▼

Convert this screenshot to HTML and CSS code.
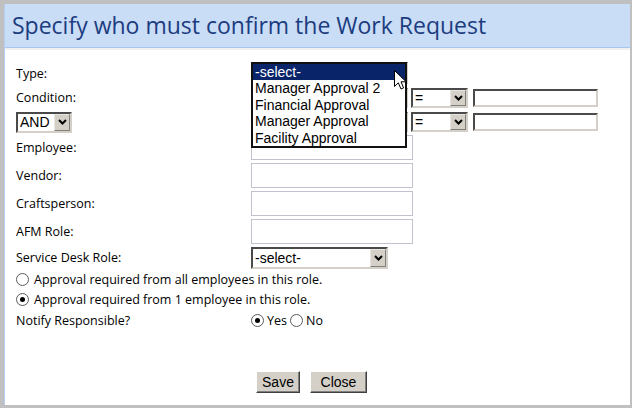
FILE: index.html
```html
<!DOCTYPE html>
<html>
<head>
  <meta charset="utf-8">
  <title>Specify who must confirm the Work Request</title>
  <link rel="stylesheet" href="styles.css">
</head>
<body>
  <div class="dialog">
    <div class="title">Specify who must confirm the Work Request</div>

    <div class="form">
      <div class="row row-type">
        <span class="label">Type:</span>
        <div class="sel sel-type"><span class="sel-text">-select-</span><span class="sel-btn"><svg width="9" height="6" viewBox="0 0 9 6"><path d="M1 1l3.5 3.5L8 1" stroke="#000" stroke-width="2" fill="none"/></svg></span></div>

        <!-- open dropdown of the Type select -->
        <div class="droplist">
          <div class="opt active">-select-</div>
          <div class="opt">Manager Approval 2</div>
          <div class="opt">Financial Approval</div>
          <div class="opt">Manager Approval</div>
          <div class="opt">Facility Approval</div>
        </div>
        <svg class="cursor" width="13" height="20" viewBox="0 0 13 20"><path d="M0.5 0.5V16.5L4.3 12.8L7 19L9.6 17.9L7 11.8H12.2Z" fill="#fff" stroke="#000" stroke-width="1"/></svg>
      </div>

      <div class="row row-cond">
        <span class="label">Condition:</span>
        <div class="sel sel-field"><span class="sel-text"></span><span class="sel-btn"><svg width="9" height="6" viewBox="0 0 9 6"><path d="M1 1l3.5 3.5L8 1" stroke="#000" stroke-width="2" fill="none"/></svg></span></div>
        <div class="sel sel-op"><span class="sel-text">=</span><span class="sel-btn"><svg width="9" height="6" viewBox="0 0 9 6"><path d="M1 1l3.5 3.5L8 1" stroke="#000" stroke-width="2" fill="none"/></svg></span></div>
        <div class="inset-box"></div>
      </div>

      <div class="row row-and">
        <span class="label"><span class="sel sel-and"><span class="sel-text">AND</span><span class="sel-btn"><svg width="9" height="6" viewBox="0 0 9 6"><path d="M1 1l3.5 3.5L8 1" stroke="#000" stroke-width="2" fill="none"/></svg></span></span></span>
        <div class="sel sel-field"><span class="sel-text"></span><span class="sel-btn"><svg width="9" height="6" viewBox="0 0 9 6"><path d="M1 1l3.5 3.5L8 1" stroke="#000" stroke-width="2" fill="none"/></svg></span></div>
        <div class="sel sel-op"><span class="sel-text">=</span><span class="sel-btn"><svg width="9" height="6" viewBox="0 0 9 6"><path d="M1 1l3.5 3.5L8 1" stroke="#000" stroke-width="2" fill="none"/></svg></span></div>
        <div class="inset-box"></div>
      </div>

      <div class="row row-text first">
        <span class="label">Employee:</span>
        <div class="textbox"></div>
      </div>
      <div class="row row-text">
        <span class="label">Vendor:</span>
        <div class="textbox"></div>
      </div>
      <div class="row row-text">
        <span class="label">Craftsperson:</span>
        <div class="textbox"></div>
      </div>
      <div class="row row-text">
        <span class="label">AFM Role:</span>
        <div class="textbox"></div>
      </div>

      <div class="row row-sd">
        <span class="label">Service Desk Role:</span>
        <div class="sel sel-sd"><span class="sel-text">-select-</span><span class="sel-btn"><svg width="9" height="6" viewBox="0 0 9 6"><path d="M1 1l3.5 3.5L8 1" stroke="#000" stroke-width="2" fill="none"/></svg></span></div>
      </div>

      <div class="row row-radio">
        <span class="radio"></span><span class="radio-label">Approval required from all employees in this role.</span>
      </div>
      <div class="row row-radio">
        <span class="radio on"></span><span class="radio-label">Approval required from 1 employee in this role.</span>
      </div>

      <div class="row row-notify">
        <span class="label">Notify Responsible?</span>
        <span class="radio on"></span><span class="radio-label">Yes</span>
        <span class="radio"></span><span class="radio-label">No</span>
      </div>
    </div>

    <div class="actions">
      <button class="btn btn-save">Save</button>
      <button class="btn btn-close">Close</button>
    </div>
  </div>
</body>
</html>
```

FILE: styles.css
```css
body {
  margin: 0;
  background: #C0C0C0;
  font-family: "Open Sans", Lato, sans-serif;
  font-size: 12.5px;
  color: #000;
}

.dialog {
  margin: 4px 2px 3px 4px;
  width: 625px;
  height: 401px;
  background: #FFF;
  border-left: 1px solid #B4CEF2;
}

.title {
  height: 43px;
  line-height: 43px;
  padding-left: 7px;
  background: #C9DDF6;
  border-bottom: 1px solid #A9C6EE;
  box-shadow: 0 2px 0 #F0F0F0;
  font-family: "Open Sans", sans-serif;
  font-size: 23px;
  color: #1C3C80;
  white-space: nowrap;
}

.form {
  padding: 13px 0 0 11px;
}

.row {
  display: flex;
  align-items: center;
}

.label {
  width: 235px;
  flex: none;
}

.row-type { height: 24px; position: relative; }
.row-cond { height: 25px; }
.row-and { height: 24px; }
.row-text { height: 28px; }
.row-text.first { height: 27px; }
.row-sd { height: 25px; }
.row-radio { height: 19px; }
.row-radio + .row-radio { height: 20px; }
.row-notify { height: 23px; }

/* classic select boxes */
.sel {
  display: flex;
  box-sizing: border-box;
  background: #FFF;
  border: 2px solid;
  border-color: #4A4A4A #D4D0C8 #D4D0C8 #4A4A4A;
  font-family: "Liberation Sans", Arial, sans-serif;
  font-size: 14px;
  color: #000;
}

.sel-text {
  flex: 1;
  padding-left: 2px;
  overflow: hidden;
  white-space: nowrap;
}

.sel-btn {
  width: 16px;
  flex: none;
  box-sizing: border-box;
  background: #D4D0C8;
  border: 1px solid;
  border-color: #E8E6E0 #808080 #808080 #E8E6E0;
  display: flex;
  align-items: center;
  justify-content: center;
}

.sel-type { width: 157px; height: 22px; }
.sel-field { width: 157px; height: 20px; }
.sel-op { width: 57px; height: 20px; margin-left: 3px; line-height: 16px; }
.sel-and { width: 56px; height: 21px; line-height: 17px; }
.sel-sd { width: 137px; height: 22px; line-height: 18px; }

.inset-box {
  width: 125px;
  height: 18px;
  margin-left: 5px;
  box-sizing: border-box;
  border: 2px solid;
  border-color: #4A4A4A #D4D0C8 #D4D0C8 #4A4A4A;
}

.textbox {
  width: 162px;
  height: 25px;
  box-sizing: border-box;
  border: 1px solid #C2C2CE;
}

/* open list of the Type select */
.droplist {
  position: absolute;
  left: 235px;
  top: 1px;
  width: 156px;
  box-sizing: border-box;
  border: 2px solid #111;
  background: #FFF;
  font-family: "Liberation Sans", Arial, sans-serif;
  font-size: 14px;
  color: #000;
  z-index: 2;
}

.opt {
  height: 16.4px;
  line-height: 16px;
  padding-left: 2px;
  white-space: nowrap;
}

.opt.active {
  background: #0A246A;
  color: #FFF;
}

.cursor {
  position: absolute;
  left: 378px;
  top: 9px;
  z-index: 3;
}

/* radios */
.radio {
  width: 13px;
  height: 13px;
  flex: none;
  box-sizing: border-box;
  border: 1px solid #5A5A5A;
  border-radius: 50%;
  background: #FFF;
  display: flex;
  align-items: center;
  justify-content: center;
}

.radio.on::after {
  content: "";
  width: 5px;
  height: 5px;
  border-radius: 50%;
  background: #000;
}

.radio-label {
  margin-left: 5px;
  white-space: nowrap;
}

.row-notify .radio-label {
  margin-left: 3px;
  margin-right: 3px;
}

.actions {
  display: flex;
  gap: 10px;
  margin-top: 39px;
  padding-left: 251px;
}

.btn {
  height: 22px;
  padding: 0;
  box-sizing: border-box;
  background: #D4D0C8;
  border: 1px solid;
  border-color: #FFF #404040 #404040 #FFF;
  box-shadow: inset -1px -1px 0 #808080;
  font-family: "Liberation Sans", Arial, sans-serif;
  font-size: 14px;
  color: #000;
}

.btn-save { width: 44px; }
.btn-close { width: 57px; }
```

▲

## Set exercise
Each line that has the word "this" counts once. How many such lines are in the data? Give the number alone.

## The solution
3